Exercise:
In the data that follows, count each line holding the string "component"; answer with the number only.

Task input:
--- begin ---

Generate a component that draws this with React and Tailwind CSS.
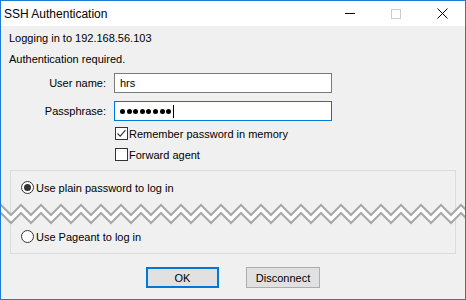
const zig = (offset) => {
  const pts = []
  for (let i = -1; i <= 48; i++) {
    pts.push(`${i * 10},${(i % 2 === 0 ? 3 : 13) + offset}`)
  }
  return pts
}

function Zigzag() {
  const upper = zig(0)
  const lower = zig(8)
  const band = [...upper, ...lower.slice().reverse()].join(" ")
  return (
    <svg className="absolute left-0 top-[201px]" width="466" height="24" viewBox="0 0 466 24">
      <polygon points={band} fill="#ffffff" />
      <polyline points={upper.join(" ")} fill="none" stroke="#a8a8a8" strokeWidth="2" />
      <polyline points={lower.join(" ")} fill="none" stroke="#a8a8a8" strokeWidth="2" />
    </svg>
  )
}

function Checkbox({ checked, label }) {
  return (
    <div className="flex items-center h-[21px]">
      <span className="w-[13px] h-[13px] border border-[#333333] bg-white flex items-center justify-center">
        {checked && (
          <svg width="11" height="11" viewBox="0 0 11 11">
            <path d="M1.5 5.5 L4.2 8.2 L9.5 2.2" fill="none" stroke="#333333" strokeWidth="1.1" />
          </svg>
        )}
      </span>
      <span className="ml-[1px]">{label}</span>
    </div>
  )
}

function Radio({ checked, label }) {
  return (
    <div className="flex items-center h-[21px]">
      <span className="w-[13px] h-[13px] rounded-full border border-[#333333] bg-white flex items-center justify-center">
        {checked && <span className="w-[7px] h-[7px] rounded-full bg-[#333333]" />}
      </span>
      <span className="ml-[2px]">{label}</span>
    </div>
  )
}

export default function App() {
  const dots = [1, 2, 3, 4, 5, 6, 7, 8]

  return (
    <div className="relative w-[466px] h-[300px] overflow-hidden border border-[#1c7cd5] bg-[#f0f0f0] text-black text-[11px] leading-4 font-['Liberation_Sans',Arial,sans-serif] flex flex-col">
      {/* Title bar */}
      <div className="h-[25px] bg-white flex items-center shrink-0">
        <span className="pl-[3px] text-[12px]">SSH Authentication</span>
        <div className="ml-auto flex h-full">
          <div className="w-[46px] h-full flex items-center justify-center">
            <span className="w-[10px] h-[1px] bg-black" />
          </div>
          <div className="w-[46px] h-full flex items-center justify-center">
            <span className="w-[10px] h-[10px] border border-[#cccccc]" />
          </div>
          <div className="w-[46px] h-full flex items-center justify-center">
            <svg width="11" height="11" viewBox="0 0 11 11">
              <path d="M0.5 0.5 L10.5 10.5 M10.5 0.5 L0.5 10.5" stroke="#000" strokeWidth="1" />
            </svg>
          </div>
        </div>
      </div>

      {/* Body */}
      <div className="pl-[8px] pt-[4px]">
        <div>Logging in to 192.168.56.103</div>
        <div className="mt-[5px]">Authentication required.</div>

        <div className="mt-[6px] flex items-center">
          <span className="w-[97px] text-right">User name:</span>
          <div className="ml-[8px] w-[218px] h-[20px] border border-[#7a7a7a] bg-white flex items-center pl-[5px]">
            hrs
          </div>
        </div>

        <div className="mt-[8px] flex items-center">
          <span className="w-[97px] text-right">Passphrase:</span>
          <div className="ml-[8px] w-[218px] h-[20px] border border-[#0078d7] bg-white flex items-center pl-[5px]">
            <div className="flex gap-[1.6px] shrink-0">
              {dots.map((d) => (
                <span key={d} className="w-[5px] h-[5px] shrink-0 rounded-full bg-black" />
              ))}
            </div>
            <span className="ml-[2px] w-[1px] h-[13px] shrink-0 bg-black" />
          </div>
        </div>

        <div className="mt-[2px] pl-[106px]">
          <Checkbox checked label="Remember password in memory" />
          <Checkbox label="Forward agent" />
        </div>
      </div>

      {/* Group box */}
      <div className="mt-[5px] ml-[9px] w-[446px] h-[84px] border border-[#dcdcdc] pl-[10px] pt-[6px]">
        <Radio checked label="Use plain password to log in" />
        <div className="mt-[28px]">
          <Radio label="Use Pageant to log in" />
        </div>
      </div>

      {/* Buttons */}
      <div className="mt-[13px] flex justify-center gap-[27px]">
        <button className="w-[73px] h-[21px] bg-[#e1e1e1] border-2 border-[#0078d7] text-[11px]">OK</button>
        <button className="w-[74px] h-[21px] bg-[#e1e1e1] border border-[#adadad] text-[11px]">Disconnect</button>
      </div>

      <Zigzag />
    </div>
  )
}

--- end ---
--- begin ---

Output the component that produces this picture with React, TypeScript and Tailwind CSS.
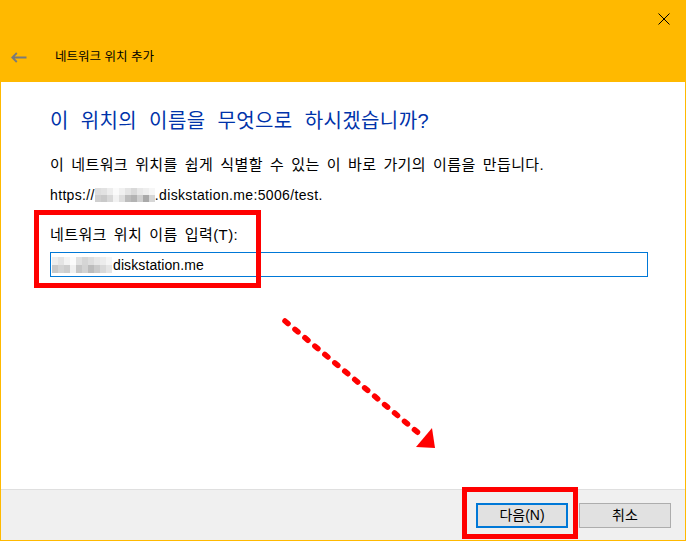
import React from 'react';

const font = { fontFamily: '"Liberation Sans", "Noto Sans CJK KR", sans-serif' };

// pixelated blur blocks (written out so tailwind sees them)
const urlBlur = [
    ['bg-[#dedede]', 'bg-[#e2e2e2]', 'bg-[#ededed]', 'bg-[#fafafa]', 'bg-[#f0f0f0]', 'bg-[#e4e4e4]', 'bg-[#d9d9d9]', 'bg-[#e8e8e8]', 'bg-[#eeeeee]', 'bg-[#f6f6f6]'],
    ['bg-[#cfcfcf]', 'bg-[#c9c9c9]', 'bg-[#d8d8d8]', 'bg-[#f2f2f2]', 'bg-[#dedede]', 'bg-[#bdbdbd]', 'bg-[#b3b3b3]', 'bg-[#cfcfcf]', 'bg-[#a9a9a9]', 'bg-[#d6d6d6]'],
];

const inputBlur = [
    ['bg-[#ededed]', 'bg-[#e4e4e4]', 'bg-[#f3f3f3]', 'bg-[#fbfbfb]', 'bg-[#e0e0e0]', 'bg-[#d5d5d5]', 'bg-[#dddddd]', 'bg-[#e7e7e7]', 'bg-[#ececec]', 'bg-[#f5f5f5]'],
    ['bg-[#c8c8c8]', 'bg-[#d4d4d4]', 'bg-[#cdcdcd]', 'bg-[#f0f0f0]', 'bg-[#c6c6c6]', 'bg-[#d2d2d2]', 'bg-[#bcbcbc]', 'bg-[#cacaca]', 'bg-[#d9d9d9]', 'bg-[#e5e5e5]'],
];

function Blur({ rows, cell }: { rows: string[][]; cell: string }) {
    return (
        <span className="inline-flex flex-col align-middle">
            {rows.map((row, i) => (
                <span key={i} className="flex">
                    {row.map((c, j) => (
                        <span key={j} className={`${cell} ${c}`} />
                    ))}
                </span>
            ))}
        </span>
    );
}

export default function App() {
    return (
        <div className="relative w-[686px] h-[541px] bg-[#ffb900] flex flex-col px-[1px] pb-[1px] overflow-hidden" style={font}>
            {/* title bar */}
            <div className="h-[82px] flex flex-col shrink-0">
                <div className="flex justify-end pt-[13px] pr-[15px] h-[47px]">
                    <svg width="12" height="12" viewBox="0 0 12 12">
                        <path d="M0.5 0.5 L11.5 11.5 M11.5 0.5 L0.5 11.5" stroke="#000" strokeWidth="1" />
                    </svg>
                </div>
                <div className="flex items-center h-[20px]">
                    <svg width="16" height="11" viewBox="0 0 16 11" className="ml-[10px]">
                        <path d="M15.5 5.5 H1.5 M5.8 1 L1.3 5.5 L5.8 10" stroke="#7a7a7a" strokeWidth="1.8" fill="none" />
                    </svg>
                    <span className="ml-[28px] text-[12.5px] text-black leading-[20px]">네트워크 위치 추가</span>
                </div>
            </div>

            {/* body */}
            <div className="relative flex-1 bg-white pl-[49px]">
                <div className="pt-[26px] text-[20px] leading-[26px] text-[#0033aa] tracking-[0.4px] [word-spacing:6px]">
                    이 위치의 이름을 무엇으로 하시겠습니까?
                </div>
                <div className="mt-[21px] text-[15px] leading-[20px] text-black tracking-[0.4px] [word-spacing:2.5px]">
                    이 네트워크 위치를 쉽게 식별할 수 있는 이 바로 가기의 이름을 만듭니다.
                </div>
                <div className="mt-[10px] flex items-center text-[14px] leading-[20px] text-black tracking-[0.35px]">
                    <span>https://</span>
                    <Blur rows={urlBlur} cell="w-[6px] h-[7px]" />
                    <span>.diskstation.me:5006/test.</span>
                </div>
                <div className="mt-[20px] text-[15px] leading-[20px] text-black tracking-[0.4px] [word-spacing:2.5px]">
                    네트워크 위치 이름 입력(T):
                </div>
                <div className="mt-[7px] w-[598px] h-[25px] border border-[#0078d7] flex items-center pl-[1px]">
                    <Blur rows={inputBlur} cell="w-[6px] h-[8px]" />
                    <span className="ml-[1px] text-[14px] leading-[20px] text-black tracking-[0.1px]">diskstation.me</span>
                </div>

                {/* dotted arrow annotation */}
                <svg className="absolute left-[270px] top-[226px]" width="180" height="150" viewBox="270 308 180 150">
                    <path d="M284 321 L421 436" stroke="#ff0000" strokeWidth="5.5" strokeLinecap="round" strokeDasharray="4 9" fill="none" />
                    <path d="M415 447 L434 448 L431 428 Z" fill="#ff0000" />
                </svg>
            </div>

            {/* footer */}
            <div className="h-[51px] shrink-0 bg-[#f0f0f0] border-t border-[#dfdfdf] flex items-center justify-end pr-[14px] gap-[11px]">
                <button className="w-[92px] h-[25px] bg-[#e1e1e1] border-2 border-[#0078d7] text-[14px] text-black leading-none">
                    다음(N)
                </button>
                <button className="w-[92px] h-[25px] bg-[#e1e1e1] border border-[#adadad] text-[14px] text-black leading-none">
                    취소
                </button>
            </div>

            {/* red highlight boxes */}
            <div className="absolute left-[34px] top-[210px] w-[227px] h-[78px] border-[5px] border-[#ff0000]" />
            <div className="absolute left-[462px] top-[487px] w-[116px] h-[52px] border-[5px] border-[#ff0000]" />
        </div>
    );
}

--- end ---

Final result:
2